— BEGIN Material —

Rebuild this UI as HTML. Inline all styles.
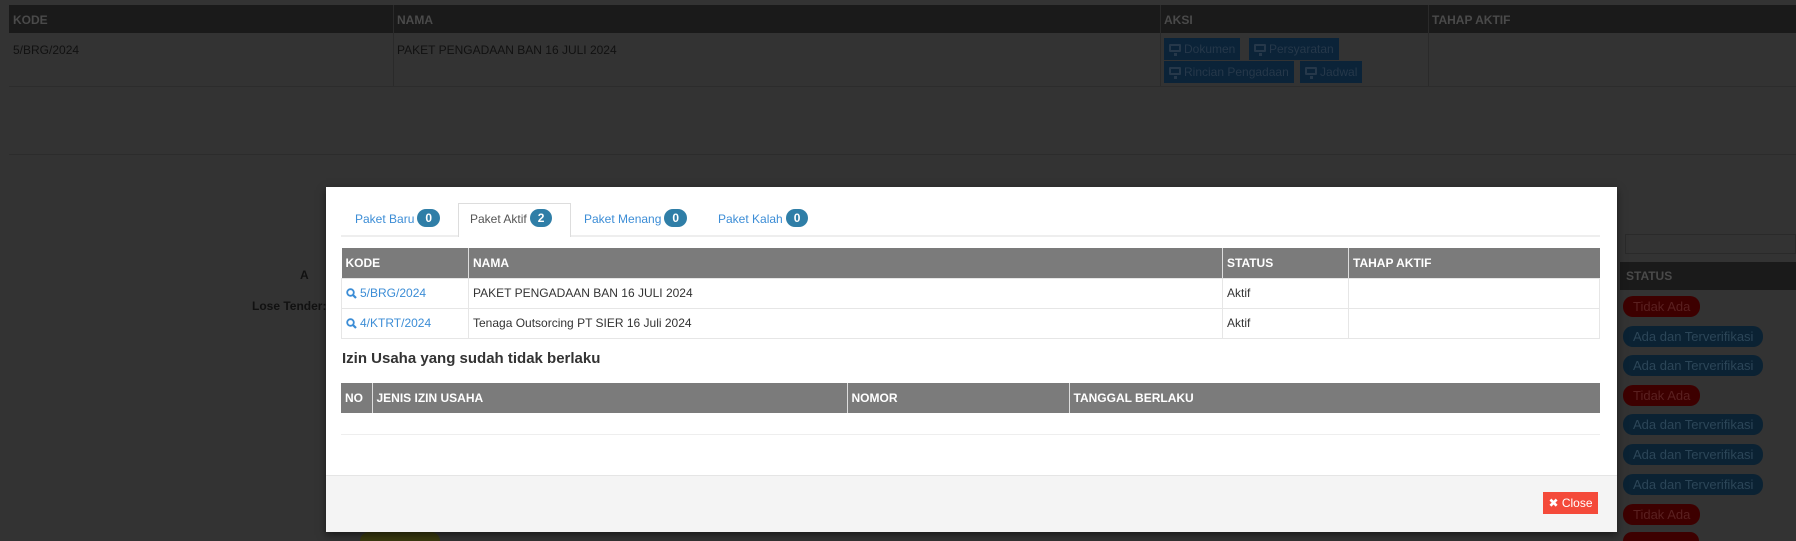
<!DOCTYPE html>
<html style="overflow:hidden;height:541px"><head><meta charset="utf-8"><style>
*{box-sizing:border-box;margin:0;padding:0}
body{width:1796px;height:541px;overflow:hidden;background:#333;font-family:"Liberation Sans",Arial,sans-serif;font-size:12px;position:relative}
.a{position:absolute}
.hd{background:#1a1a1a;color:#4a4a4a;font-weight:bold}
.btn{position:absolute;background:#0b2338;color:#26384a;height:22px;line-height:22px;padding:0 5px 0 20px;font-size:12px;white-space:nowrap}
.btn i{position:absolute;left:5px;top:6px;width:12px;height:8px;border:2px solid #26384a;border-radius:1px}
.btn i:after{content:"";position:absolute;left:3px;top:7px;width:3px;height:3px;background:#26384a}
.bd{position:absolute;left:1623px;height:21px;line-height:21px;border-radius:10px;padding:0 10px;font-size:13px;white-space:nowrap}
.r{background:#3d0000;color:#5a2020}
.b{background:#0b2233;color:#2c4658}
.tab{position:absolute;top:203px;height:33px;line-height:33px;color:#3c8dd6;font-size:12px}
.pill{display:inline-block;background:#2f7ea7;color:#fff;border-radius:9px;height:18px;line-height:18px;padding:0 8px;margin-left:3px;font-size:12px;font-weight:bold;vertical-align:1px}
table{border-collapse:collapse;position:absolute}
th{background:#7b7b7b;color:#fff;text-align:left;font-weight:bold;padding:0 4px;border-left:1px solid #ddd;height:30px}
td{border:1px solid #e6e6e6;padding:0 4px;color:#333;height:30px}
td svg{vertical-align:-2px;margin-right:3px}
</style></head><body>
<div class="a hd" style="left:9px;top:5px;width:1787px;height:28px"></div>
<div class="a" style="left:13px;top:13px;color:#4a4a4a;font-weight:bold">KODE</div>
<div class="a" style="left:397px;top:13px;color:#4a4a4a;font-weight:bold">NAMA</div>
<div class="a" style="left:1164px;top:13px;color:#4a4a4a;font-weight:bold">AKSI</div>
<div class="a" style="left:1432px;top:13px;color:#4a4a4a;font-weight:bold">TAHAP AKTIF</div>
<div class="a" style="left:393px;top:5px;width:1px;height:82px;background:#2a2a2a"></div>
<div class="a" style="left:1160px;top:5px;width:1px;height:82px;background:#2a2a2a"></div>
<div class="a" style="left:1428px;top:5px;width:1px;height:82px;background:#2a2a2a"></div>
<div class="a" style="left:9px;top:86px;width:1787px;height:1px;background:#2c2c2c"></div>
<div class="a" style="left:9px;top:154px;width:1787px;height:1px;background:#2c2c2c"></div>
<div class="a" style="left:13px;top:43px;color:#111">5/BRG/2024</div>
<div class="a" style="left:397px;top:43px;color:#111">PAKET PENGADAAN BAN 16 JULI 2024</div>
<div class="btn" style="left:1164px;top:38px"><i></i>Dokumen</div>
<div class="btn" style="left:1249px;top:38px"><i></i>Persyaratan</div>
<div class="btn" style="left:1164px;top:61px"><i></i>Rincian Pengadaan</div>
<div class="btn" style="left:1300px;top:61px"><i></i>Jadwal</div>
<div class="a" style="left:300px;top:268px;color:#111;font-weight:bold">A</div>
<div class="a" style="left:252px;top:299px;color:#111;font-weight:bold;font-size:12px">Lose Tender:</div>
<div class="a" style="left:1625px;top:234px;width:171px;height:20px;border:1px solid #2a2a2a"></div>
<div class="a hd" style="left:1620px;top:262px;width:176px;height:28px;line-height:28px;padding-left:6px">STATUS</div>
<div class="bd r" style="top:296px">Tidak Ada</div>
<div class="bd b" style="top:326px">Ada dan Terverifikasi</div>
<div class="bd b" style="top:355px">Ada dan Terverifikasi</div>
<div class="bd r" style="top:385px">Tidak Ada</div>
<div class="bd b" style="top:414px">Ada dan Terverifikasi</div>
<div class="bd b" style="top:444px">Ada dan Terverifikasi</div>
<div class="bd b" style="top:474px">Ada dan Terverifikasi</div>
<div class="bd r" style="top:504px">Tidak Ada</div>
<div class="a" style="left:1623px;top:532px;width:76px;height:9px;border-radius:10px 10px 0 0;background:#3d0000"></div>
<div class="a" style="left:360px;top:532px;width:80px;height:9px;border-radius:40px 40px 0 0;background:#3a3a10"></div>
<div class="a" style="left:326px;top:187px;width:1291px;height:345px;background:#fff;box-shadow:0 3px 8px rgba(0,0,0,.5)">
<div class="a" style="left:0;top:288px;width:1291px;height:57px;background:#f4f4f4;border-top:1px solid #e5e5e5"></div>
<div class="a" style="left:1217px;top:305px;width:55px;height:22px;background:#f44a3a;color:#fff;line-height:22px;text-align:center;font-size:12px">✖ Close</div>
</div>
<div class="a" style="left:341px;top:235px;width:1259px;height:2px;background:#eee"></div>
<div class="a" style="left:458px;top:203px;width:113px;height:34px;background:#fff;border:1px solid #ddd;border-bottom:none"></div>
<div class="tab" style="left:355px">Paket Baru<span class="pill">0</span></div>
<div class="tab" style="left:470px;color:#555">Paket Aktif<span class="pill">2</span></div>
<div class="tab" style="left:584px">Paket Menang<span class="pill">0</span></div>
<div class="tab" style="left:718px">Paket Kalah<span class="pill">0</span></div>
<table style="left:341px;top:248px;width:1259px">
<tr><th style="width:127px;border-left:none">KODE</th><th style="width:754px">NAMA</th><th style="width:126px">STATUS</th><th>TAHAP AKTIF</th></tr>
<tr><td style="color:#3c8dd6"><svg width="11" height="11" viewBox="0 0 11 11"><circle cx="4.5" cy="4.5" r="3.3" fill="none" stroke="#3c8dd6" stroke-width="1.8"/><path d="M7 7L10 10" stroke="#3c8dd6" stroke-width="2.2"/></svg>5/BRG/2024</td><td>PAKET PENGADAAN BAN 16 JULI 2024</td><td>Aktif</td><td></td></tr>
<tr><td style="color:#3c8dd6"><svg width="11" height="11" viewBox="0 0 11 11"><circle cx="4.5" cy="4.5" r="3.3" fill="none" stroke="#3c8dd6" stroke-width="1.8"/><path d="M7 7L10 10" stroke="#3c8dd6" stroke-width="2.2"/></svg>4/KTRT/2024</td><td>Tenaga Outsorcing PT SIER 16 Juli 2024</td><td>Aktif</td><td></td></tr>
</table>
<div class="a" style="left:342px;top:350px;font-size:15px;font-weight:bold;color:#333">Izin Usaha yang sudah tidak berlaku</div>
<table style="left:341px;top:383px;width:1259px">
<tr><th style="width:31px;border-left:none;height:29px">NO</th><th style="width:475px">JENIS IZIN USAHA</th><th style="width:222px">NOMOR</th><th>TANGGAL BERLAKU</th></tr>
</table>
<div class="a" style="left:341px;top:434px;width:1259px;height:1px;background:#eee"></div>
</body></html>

— END Material —

## Aim:
In this exercise, set down all of the data exactly, without the pictures.

## Solution to this task:
Rebuild this UI as HTML. Inline all styles.
<!DOCTYPE html>
<html style="overflow:hidden;height:541px"><head><meta charset="utf-8"><style>
*{box-sizing:border-box;margin:0;padding:0}
body{width:1796px;height:541px;overflow:hidden;background:#333;font-family:"Liberation Sans",Arial,sans-serif;font-size:12px;position:relative}
.a{position:absolute}
.hd{background:#1a1a1a;color:#4a4a4a;font-weight:bold}
.btn{position:absolute;background:#0b2338;color:#26384a;height:22px;line-height:22px;padding:0 5px 0 20px;font-size:12px;white-space:nowrap}
.btn i{position:absolute;left:5px;top:6px;width:12px;height:8px;border:2px solid #26384a;border-radius:1px}
.btn i:after{content:"";position:absolute;left:3px;top:7px;width:3px;height:3px;background:#26384a}
.bd{position:absolute;left:1623px;height:21px;line-height:21px;border-radius:10px;padding:0 10px;font-size:13px;white-space:nowrap}
.r{background:#3d0000;color:#5a2020}
.b{background:#0b2233;color:#2c4658}
.tab{position:absolute;top:203px;height:33px;line-height:33px;color:#3c8dd6;font-size:12px}
.pill{display:inline-block;background:#2f7ea7;color:#fff;border-radius:9px;height:18px;line-height:18px;padding:0 8px;margin-left:3px;font-size:12px;font-weight:bold;vertical-align:1px}
table{border-collapse:collapse;position:absolute}
th{background:#7b7b7b;color:#fff;text-align:left;font-weight:bold;padding:0 4px;border-left:1px solid #ddd;height:30px}
td{border:1px solid #e6e6e6;padding:0 4px;color:#333;height:30px}
td svg{vertical-align:-2px;margin-right:3px}
</style></head><body>
<div class="a hd" style="left:9px;top:5px;width:1787px;height:28px"></div>
<div class="a" style="left:13px;top:13px;color:#4a4a4a;font-weight:bold">KODE</div>
<div class="a" style="left:397px;top:13px;color:#4a4a4a;font-weight:bold">NAMA</div>
<div class="a" style="left:1164px;top:13px;color:#4a4a4a;font-weight:bold">AKSI</div>
<div class="a" style="left:1432px;top:13px;color:#4a4a4a;font-weight:bold">TAHAP AKTIF</div>
<div class="a" style="left:393px;top:5px;width:1px;height:82px;background:#2a2a2a"></div>
<div class="a" style="left:1160px;top:5px;width:1px;height:82px;background:#2a2a2a"></div>
<div class="a" style="left:1428px;top:5px;width:1px;height:82px;background:#2a2a2a"></div>
<div class="a" style="left:9px;top:86px;width:1787px;height:1px;background:#2c2c2c"></div>
<div class="a" style="left:9px;top:154px;width:1787px;height:1px;background:#2c2c2c"></div>
<div class="a" style="left:13px;top:43px;color:#111">5/BRG/2024</div>
<div class="a" style="left:397px;top:43px;color:#111">PAKET PENGADAAN BAN 16 JULI 2024</div>
<div class="btn" style="left:1164px;top:38px"><i></i>Dokumen</div>
<div class="btn" style="left:1249px;top:38px"><i></i>Persyaratan</div>
<div class="btn" style="left:1164px;top:61px"><i></i>Rincian Pengadaan</div>
<div class="btn" style="left:1300px;top:61px"><i></i>Jadwal</div>
<div class="a" style="left:300px;top:268px;color:#111;font-weight:bold">A</div>
<div class="a" style="left:252px;top:299px;color:#111;font-weight:bold;font-size:12px">Lose Tender:</div>
<div class="a" style="left:1625px;top:234px;width:171px;height:20px;border:1px solid #2a2a2a"></div>
<div class="a hd" style="left:1620px;top:262px;width:176px;height:28px;line-height:28px;padding-left:6px">STATUS</div>
<div class="bd r" style="top:296px">Tidak Ada</div>
<div class="bd b" style="top:326px">Ada dan Terverifikasi</div>
<div class="bd b" style="top:355px">Ada dan Terverifikasi</div>
<div class="bd r" style="top:385px">Tidak Ada</div>
<div class="bd b" style="top:414px">Ada dan Terverifikasi</div>
<div class="bd b" style="top:444px">Ada dan Terverifikasi</div>
<div class="bd b" style="top:474px">Ada dan Terverifikasi</div>
<div class="bd r" style="top:504px">Tidak Ada</div>
<div class="a" style="left:1623px;top:532px;width:76px;height:9px;border-radius:10px 10px 0 0;background:#3d0000"></div>
<div class="a" style="left:360px;top:532px;width:80px;height:9px;border-radius:40px 40px 0 0;background:#3a3a10"></div>
<div class="a" style="left:326px;top:187px;width:1291px;height:345px;background:#fff;box-shadow:0 3px 8px rgba(0,0,0,.5)">
<div class="a" style="left:0;top:288px;width:1291px;height:57px;background:#f4f4f4;border-top:1px solid #e5e5e5"></div>
<div class="a" style="left:1217px;top:305px;width:55px;height:22px;background:#f44a3a;color:#fff;line-height:22px;text-align:center;font-size:12px">✖ Close</div>
</div>
<div class="a" style="left:341px;top:235px;width:1259px;height:2px;background:#eee"></div>
<div class="a" style="left:458px;top:203px;width:113px;height:34px;background:#fff;border:1px solid #ddd;border-bottom:none"></div>
<div class="tab" style="left:355px">Paket Baru<span class="pill">0</span></div>
<div class="tab" style="left:470px;color:#555">Paket Aktif<span class="pill">2</span></div>
<div class="tab" style="left:584px">Paket Menang<span class="pill">0</span></div>
<div class="tab" style="left:718px">Paket Kalah<span class="pill">0</span></div>
<table style="left:341px;top:248px;width:1259px">
<tr><th style="width:127px;border-left:none">KODE</th><th style="width:754px">NAMA</th><th style="width:126px">STATUS</th><th>TAHAP AKTIF</th></tr>
<tr><td style="color:#3c8dd6"><svg width="11" height="11" viewBox="0 0 11 11"><circle cx="4.5" cy="4.5" r="3.3" fill="none" stroke="#3c8dd6" stroke-width="1.8"/><path d="M7 7L10 10" stroke="#3c8dd6" stroke-width="2.2"/></svg>5/BRG/2024</td><td>PAKET PENGADAAN BAN 16 JULI 2024</td><td>Aktif</td><td></td></tr>
<tr><td style="color:#3c8dd6"><svg width="11" height="11" viewBox="0 0 11 11"><circle cx="4.5" cy="4.5" r="3.3" fill="none" stroke="#3c8dd6" stroke-width="1.8"/><path d="M7 7L10 10" stroke="#3c8dd6" stroke-width="2.2"/></svg>4/KTRT/2024</td><td>Tenaga Outsorcing PT SIER 16 Juli 2024</td><td>Aktif</td><td></td></tr>
</table>
<div class="a" style="left:342px;top:350px;font-size:15px;font-weight:bold;color:#333">Izin Usaha yang sudah tidak berlaku</div>
<table style="left:341px;top:383px;width:1259px">
<tr><th style="width:31px;border-left:none;height:29px">NO</th><th style="width:475px">JENIS IZIN USAHA</th><th style="width:222px">NOMOR</th><th>TANGGAL BERLAKU</th></tr>
</table>
<div class="a" style="left:341px;top:434px;width:1259px;height:1px;background:#eee"></div>
</body></html>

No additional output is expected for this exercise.